L’amicizia occupa un posto centrale nella scala dei valori dell’attrice. Figlia di Renzo Ricci e nipote di Ermete Zacconi, nonché prima moglie di Vittorio Gassman, Nora Ricci è stata la grande amica della maturità: «L’ironia di Nora corrodeva tutto, era qualcosa d’incontenibile che esercitava anche, e talvolta soprattutto, sulle persone che amava. Mi ha risparmiato perché eravamo complici. Ho ancora in testa la sua voce (Nora è morta da più di trent’anni) al telefono, tutti i giorni, cominciava con “Franca” e c’era già dentro un sottinteso ironico. Chi avrebbe colpito? Aspettavo godendomela» (Bugiarda no, reticente, cit., p. 53). L’altro amico del cuore era Peppino Patroni Griffi («Le due vestali e il gran sacerdote»): «Questa era l’amicizia per noi: vivere, condividere, spiare, giudicare, un rapporto fluido, necessario, a conti fatti il più importante» (ivi, p. 54).

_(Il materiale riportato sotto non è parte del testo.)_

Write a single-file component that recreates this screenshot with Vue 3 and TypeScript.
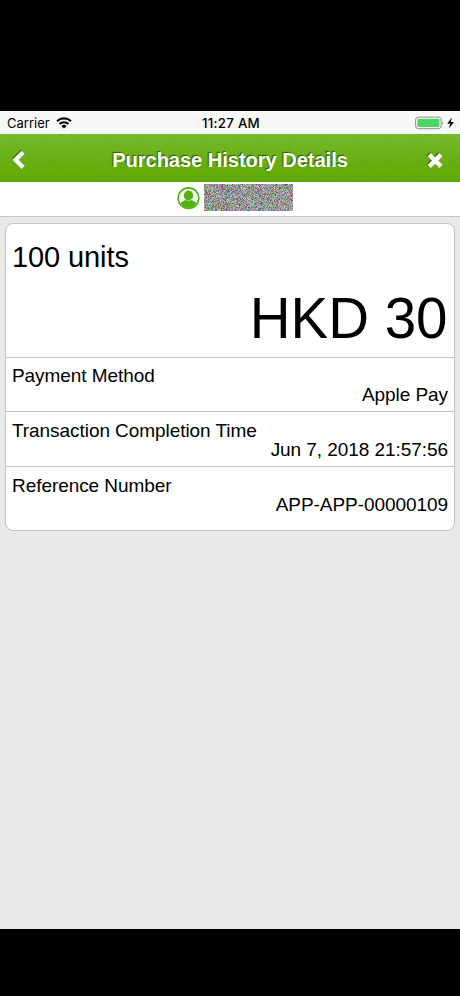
<script setup lang="ts">
import { onMounted, ref } from 'vue'

interface DetailRow {
  label: string
  value: string
}

const rows: DetailRow[] = [
  { label: 'Payment Method', value: 'Apple Pay' },
  { label: 'Transaction Completion Time', value: 'Jun 7, 2018 21:57:56' },
  { label: 'Reference Number', value: 'APP-APP-00000109' },
]

const mask = ref<HTMLCanvasElement | null>(null)

// Fills the account name mask with coloured noise from a fixed seed.
onMounted(() => {
  const ctx = mask.value?.getContext('2d')
  if (!ctx) return
  let seed = 20180607
  const next = (): number => {
    seed = (Math.imul(seed, 1664525) + 1013904223) >>> 0
    return seed / 4294967296
  }
  const image = ctx.createImageData(89, 27)
  for (let i = 0; i < image.data.length; i += 4) {
    const base = 70 + next() * 75
    image.data[i] = base + next() * 85
    image.data[i + 1] = base + next() * 85
    image.data[i + 2] = base + next() * 85
    image.data[i + 3] = 255
  }
  ctx.putImageData(image, 0, 0)
})
</script>

<template>
  <div class="screen">
    <div class="status">
      <div class="carrier">
        <span>Carrier</span>
        <svg class="wifi" width="16" height="12" viewBox="0 0 16 12">
          <path d="M1 4.2A10.2 10.2 0 0 1 15 4.2" fill="none" stroke="#000" stroke-width="2.1" />
          <path d="M3.5 6.9A6.6 6.6 0 0 1 12.5 6.9" fill="none" stroke="#000" stroke-width="2" />
          <path d="M8 11.6L5.5 9A3.6 3.6 0 0 1 10.5 9Z" />
        </svg>
      </div>
      <span class="clock">11:27 AM</span>
      <div class="power">
        <svg width="40" height="14" viewBox="0 0 40 14">
          <rect x=".6" y="1.1" width="25.6" height="11.6" rx="2.8" fill="#fcfcfc" stroke="#8c8c8c" stroke-width="1" />
          <rect x="2.3" y="2.8" width="22.2" height="8.2" rx="1.2" fill="#4cd664" />
          <path d="M27.4 5Q29.2 7 27.4 9Z" fill="#8c8c8c" />
          <path d="M36.8 1.3L32.3 7.7H35.2L34 12.6L39 6H35.8Z" />
        </svg>
      </div>
    </div>

    <header class="bar">
      <svg class="icon back" width="17" height="22" viewBox="0 0 17 22">
        <path d="M13.1 3.2L5.6 10.8L13.1 18.4" fill="none" stroke="#fff" stroke-width="4.4" />
      </svg>
      <h1>Purchase History Details</h1>
      <svg class="icon close" width="16" height="16" viewBox="0 0 16 16">
        <path d="M3.9 3.3L12.3 11.7M12.3 3.3L3.9 11.7" stroke="#fff" stroke-width="4.5" stroke-linecap="square" />
      </svg>
    </header>

    <div class="account">
      <svg width="24" height="24" viewBox="0 0 24 24">
        <circle cx="12.5" cy="12.2" r="10.3" fill="#fff" stroke="#50b30c" stroke-width="1.6" />
        <ellipse cx="12.5" cy="9.5" rx="4.7" ry="4.9" fill="#50b30c" />
        <path d="M4.6 17.4C6 15.1 8 15 9.7 14.1Q12.5 15.6 15.3 14.1C17 15 19 15.1 20.4 17.4A9.2 9.2 0 0 1 4.6 17.4Z" fill="#50b30c" />
      </svg>
      <canvas ref="mask" width="89" height="27"></canvas>
    </div>

    <main>
      <section class="card">
        <div class="summary">
          <div class="units">100 units</div>
          <div class="amount">HKD 30</div>
        </div>
        <div v-for="row in rows" :key="row.label" class="row">
          <div class="label">{{ row.label }}</div>
          <div class="value">{{ row.value }}</div>
        </div>
      </section>
    </main>
  </div>
</template>

<style>
body {
  background: #000;
}
</style>

<style scoped>
.screen {
  box-sizing: border-box;
  width: 460px;
  height: 996px;
  padding: 111px 0 67px;
  display: flex;
  flex-direction: column;
  background: #000;
  color: #000;
  font-family: "Liberation Sans", Arial, sans-serif;
}
.status {
  height: 23px;
  flex: none;
  display: grid;
  grid-template-columns: 1fr auto 1fr;
  align-items: center;
  padding: 1px 5px 0 7px;
  box-sizing: border-box;
  background: #f8f8f7;
  font: 13px/22px Inter, sans-serif;
}
.carrier {
  display: flex;
  align-items: center;
  gap: 6px;
}
.wifi {
  margin-bottom: 1px;
}
.clock {
  font-weight: 500;
  font-size: 13.3px;
  letter-spacing: 0.25px;
}
.power {
  display: flex;
  justify-content: flex-end;
}
.bar {
  height: 48px;
  flex: none;
  display: grid;
  grid-template-columns: 17px 1fr 16px;
  align-items: center;
  box-sizing: border-box;
  padding: 4px 17px 0 10px;
  background:
    repeating-linear-gradient(48deg, rgba(255, 255, 255, 0.015) 0 3px, transparent 3px 8px),
    linear-gradient(#74b92c, #66ad0e 65%, #5fa800);
}
.bar h1 {
  margin: 0;
  padding-left: 6px;
  text-align: center;
  font-size: 20px;
  line-height: 24px;
  color: #fff;
  text-shadow: -1px -1px 1px rgba(25, 65, 0, 0.8);
}
.icon {
  filter: drop-shadow(-1px -1px 0.5px rgba(25, 65, 0, 0.6));
}
.close {
  margin-top: 1px;
}
.account {
  height: 35px;
  flex: none;
  box-sizing: border-box;
  display: flex;
  justify-content: center;
  align-items: center;
  gap: 4px;
  padding: 0 0 3px 9px;
  background: #fff;
  border-bottom: 1px solid #c6c6c6;
}
main {
  flex: 1;
  padding: 6px 5px;
  background: #e9e9e9;
}
.card {
  box-sizing: border-box;
  height: 308px;
  border: 1px solid #c3c3c3;
  border-radius: 8px;
  background: #fff;
}
.summary {
  height: 133px;
  box-sizing: border-box;
  padding: 17px 6.5px 0 6px;
}
.units {
  font-size: 29px;
  line-height: 33px;
  letter-spacing: -0.1px;
}
.amount {
  margin-top: 12px;
  font-size: 56.5px;
  line-height: 65px;
  text-align: right;
}
.row {
  height: 55px;
  box-sizing: border-box;
  border-top: 1px solid #c6c6c6;
  padding: 9px 6px 0;
  font-size: 19px;
  line-height: 19px;
  letter-spacing: -0.06px;
}
.row:nth-child(2) {
  height: 54px;
  padding-top: 8px;
}
.value {
  text-align: right;
}
</style>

In palcoscenico l’attrice si sente a casa: «Il palcoscenico si rivela in tutta la sua verità quando c’è il pubblico, e t’insidia nella parte più fragile, il corpo. Anche immobile, ne senti la falsità. Il palcoscenico è un vecchio dispettoso, la sua amicizia la fa pesare. Diventerà poi nel tempo un amico meraviglioso. L’unica vera casa di un vero attore» (ivi, p. 31).

L’attrice, dice la Valeri, è una creatura dimidiata, che, mentre recita, si vede e si giudica, si compiace o si dispiace, si approva o disapprova, si studia, si ausculta, risente le sue intonazioni, se buone, le memorizza, se false, le cancella, in un incessante entrare e uscire dalla parte, una porta girevole nel cervello. Il teatro è un mondo illusorio, ma basta credere a quella illusione perché diventi più reale del reale: «Guardateli, stanno provando una commedia, magari anche mediocre, ma in quel momento si ritengono a un crocevia storico».

«“Quella battuta io la vedo così”».

«“Ma cara, non hai capito, è la chiave del personaggio”».

«“Ma per favore”».

«“Parliamone”».

«Beati loro; fuori ci sono altri problemi».

«E io faccio parte di questo mondo illusorio» (ivi, pp. 32-33).